After seeing the book, we continued upstairs to an old library. The room had a vaulted ceiling (the vaulting was added to allow for more space for books) and was really long and narrow. There was an exhibit on the mystery book, which I wasn’t too interested in, but the room and being inside this library was extremely cool.
Next stop was to the National College of Art and Design for its graduate student show. Each department took over a different part of the school. We started in the glass and ceramic area, where students had well-thought and put together projects. Next we saw media instillations which weren’t that exciting, except for one in which the viewer is told to watch a movie and is actually on camera and can be seen from another room.
We went next to Kilmainham Gaol, a prison from the Victorian era and the place where the organizers of the 1916 Easter Rebellion were held. During the plague people committed crimes because they wanted to be arrested and thrown into the jail. This was because prisoners’ rations were sufficient, whereas the average person had trouble feeding himself. At first I though our tour was going to be awful because there were 50 or 60 people and one guide. However, he was great: quite a character and made the few children in the group participate. Throughout the tour we were shown where prisoners slept, prayed, and exercised. We also saw where the 1916 organizers were shot. The jail’s museum had a lot of photos, letters and other objects left behind by the prisoners.
Monday evening we went to Howth, a coastal town near Dublin. We actually took the city bus there. First we walked the pier and took pictures of the lighthouse. Then we walked up one side of the town, which is a peninsula, and climbed around on the cliffs. We took some pictures of the pier and town from above and then went and got dinner at a place called the Bloody Stream, where I had a seafood plate and cider. We went back to Dublin that evening and went to sleep early.

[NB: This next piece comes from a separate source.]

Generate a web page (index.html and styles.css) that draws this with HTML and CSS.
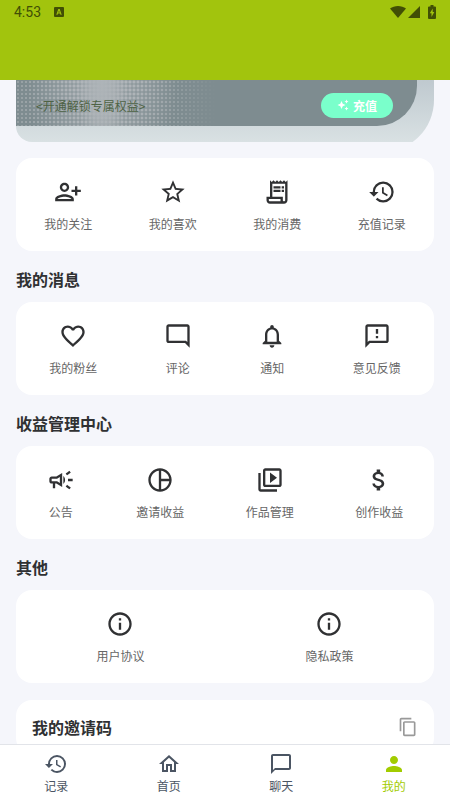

Tuesday morning we went to the National Museum of Ireland. The building was more interesting than most of the collection it housed. There was a main room with wrought iron arches and highly complex columns with capitals like pyramids. The best part of the collection was the bog bodies. A body disposed of in a bog can be preserved for thousands of years. The skin is the best-maintained part. The bones are not well preserved and the organs, completely gone. Of the four bog bodies, only one was complete. One had a hand which was so fleshy and substantial that it looked real. Some still had their hair.
We went next door to the National Library where we saw an exhibit on poet WH Yeats’s life and work. The exhibit was thorough and we also attended a reading of his poetry (some Irish actor with his sister accompanying on flute). Later that day we went to another library: the Chester Beatty Library. Beatty was a rich American who collected books and left them to a library established in his name. His collection of old (we’re talking hundreds of years old) books from Asia and the Middle East was incredible. The illustrations were bright and detailed and the range of books was large. In another gallery we saw an exhibit on religion. It contained mostly religious books Beatty collected over the years. Some were scraps of parchment of original bibles from the turn of the century.
I was surprised at how cosmopolitan Dublin was. It’s the capital city and yes, it’s an important city in Ireland, but it’s quite small (450,000). Everywhere we looked there were restaurants from different cultures, hipster cafes, bakeries with gluten-free cupcakes (they had nuts though), skater shops, Urban Outfitters, and tons of local pubs, too. I knew it would be a city, but I didn’t realize it would have quite the diversity it had. The center was still small and walk-able, which was great for touring around.